Well I woke up at 4am feeling less than ok. I rushed to the bathroom and threw up. Violently. I'm not talking about a dainty little sick, I'm talking about projectile, wretching, doubled over, exorcist-style VOMIT. It was awful.
I thought ok, too much grease... thats fine. I will just take a shower and drink some water and I will be ok.
Wrong. I threw up again IN THE SHOWER! Thats when I first thought that I was in trouble. I got out of the shower and laid on the couch for a while...well, maybe an hour or so and then ran to the bathroom again...
Ugh. I felt AWFUL. Cold. Clammy. Weak. Green.
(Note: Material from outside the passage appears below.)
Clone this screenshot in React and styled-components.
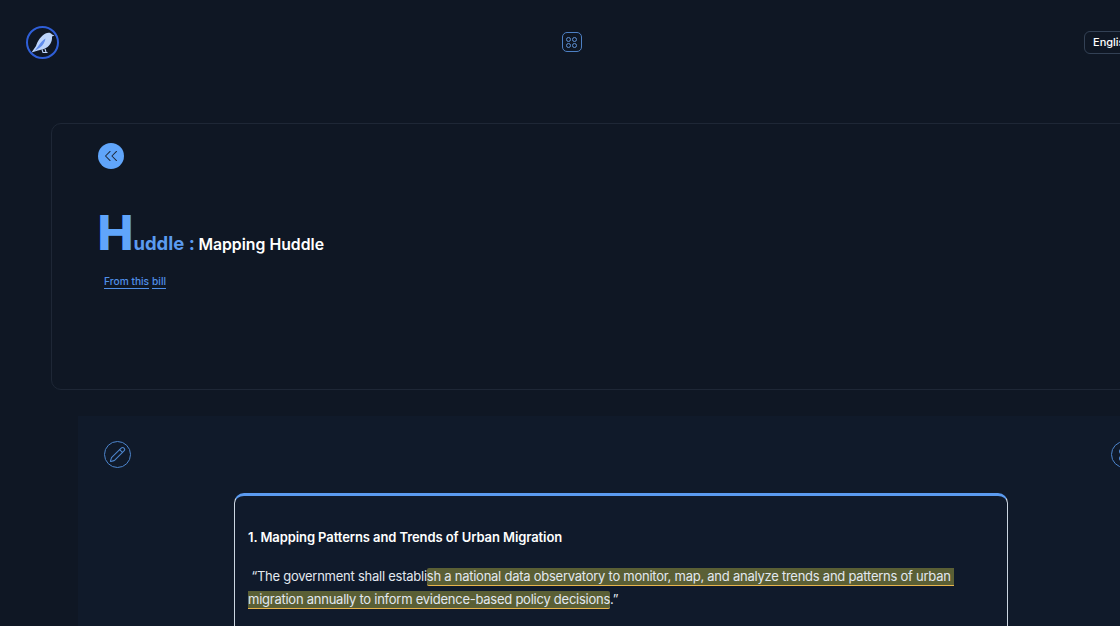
import styled, { createGlobalStyle } from "styled-components";
import { ChevronsLeft, Pencil } from "lucide-react";

const GlobalStyle = createGlobalStyle`
html, body {
  margin: 0;
  height: 100%;
  overflow: hidden;
  background: #0f1724;
}
* {
  box-sizing: border-box;
}
`;

const Page = styled.div`
width: 1242px;
height: 626px;
overflow: hidden;
background: #0f1724;
font-family: Inter, "Liberation Sans", sans-serif;
color: #fff;
`;

const Header = styled.header`
width: 1174px;
height: 84px;
padding: 26px 26px 0;
display: flex;
justify-content: space-between;
align-items: flex-start;
`;

const Logo = styled.svg`
width: 33px;
height: 33px;
display: block;
`;

const AppsButton = styled.div`
width: 20px;
height: 20px;
margin-top: 6px;
border: 1.5px solid #4d80c4;
border-radius: 5px;
display: grid;
grid-template-columns: 5px 5px;
grid-template-rows: 5px 5px;
gap: 1px;
place-content: center;
`;

const AppsDot = styled.span`
border: 1.25px solid #5d8fd3;
border-radius: 50%;
`;

const LangButton = styled.div`
width: 64px;
height: 23px;
margin-top: 5px;
padding-left: 8px;
border: 1px solid #334155;
border-radius: 6px;
font-size: 11px;
font-weight: 500;
line-height: 21px;
white-space: nowrap;
`;

const TopCard = styled.section`
margin: 39px 51px 0;
height: 267px;
padding: 19px 45.5px;
border: 1px solid #1e2736;
border-radius: 10px;
`;

const BackButton = styled.div`
width: 26px;
height: 26px;
border-radius: 50%;
background: #60a5fa;
color: #1e293b;
display: flex;
align-items: center;
justify-content: center;
`;

const Title = styled.h1`
margin: 40px 0 0;
height: 48px;
display: flex;
align-items: baseline;
font-weight: 700;
line-height: 48px;
`;

const BigLetter = styled.span`
font-size: 48px;
font-weight: 800;
color: #60a5fa;
`;

const TitleRest = styled.span`
font-size: 18.5px;
color: #5b9bf0;
margin-right: 3.5px;
`;

const TitleName = styled.span`
font-size: 15.8px;
font-weight: 600;
color: #fff;
`;

const Links = styled.div`
margin: 17px 0 0 6.5px;
display: flex;
gap: 3px;
`;

const BillLink = styled.a`
font-size: 10.2px;
font-weight: 500;
line-height: 14px;
color: #4f8fe8;
border-bottom: 1px solid #4f8fe8;
`;

const Section = styled.section`
margin: 26px 78px 0;
height: 300px;
padding: 25px 26px 0;
background: #101a2a;
`;

const ToolRow = styled.div`
display: flex;
justify-content: space-between;
`;

const RoundIcon = styled.div`
width: 27px;
height: 27px;
border: 1.5px solid #4d85cc;
border-radius: 50%;
color: #4d85cc;
display: flex;
align-items: center;
justify-content: center;
`;

const DotGrid = styled.div`
display: grid;
grid-template-columns: 5px 5px;
grid-template-rows: 5px 5px;
gap: 2px;
`;

const Dot = styled.span`
border-radius: 50%;
background: #4d85cc;
`;

const NoteBox = styled.article`
width: 774px;
height: 300px;
margin: 25px 0 0 130px;
padding: 32px 13px 0 13px;
background: #101a2b;
border: 1px solid #cbd5e1;
border-top: 3px solid #5b9bf0;
border-radius: 10px;
`;

const NoteTitle = styled.h3`
margin: 0;
font-size: 13px;
font-weight: 600;
line-height: 18px;
letter-spacing: -0.09px;
color: #fff;
`;

const NoteText = styled.p`
margin: 19px 0 0;
font-size: 13px;
line-height: 23px;
letter-spacing: -0.25px;
color: #e2e8f0;
`;

const Highlight = styled.mark`
background: #5a5f35;
color: #e2e8f0;
padding-bottom: 1px;
border-bottom: 1.5px solid #e8b44c;
border-radius: 2px;
white-space: break-spaces;
`;

const App = () => {
  return (
    <Page>
      <GlobalStyle />
      <Header>
        <Logo viewBox="0 0 33 33">
          <circle cx="16.5" cy="16.5" r="15.5" fill="#0f1724" stroke="#2f5fd8" strokeWidth="2" />
          <path
            d="M5.5 26.5 L10 20 C11.5 15 15 10 19.5 7.5 C22 6 25 6.5 26 8.5 L28.5 9.5 L26 10.5 C26.5 16 23.5 21 18 23 L12 24.5 Z"
            fill="#bcd4fb"
          />
          <path d="M8.5 25 L13 19 C15 16 17 14 19.5 12.5 C19 16 17 19.5 14 21.5 Z" fill="#5f8cec" />
          <path d="M16 23.5 L17 26.5 L21.5 26.5 M19 23 L20 26" fill="none" stroke="#bcd4fb" strokeWidth="1.1" />
        </Logo>
        <AppsButton>
          <AppsDot />
          <AppsDot />
          <AppsDot />
          <AppsDot />
        </AppsButton>
        <LangButton>English</LangButton>
      </Header>
      <TopCard>
        <BackButton>
          <ChevronsLeft size={22} strokeWidth={1.1} />
        </BackButton>
        <Title>
          <BigLetter>H</BigLetter>
          <TitleRest>uddle :</TitleRest>
          <TitleName>Mapping Huddle</TitleName>
        </Title>
        <Links>
          <BillLink>From this</BillLink>
          <BillLink>bill</BillLink>
        </Links>
      </TopCard>
      <Section>
        <ToolRow>
          <RoundIcon>
            <Pencil size={17} strokeWidth={1.5} />
          </RoundIcon>
          <RoundIcon>
            <DotGrid>
              <Dot />
              <Dot />
              <Dot />
              <Dot />
            </DotGrid>
          </RoundIcon>
        </ToolRow>
        <NoteBox>
          <NoteTitle>1. Mapping Patterns and Trends of Urban Migration</NoteTitle>
          <NoteText>
            &nbsp;“The government shall establi
            <Highlight>
              sh a national data observatory to monitor, map, and analyze trends and patterns of urban migration annually to inform evidence-based policy decisions
            </Highlight>
            .”
          </NoteText>
        </NoteBox>
      </Section>
    </Page>
  );
};

export default App;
But I thought I could push through it enough to get through my workout that morning. The ride to the gym made me question myself. Every bump made my stomach lurch. I made it to the gym and Kevin noticed right away that I was not in good shape. I managed to make it through about ten minutes before I was running for the bathroom. So there I am, in the bathroom at the gym wretching again. But this time there is nothing left in my stomach but grease. I am not kidding you, I was throwing up grease and the water I drank while working out for a whopping ten minutes. Definitely not my proudest moment.
So I dragged my way through the SLOWEST pace I have ever had on the elliptical for another ten minutes and then I just packed it in.
So then I spent my whole off day that I had so been looking forward to running from the couch to the bathroom. super. I took the next day off of work and bootcamp class because I still couldn't really keep anything down.
Yesterday was my first day back to normal. I got in a good solid workout and I am looking forward to class tonight.
I talked to Kevin about what I ate and he said my body was probably just rejecting it. I did a bunch of research online and that seems to be the concensous. After not eating anything fried since November 1st and then gorging on a large deep fried mess... I felt so dumb. But I have GOT to look at the bright side. I think this is solidifying in my head that
I can NEVER go back.Even if my head would let me, my body will not. So that is something to think about. Those old habits can creep up on you... When I think about what I used to eat in a day... I can't believe it. All that grease. All that fat. All those preservatives and phosphates and nitrates and fillers in fast food. All the damage I did to my body and never thought twice about it... 100 pounds lost and a LOT of lessons learned, I know that I am changed.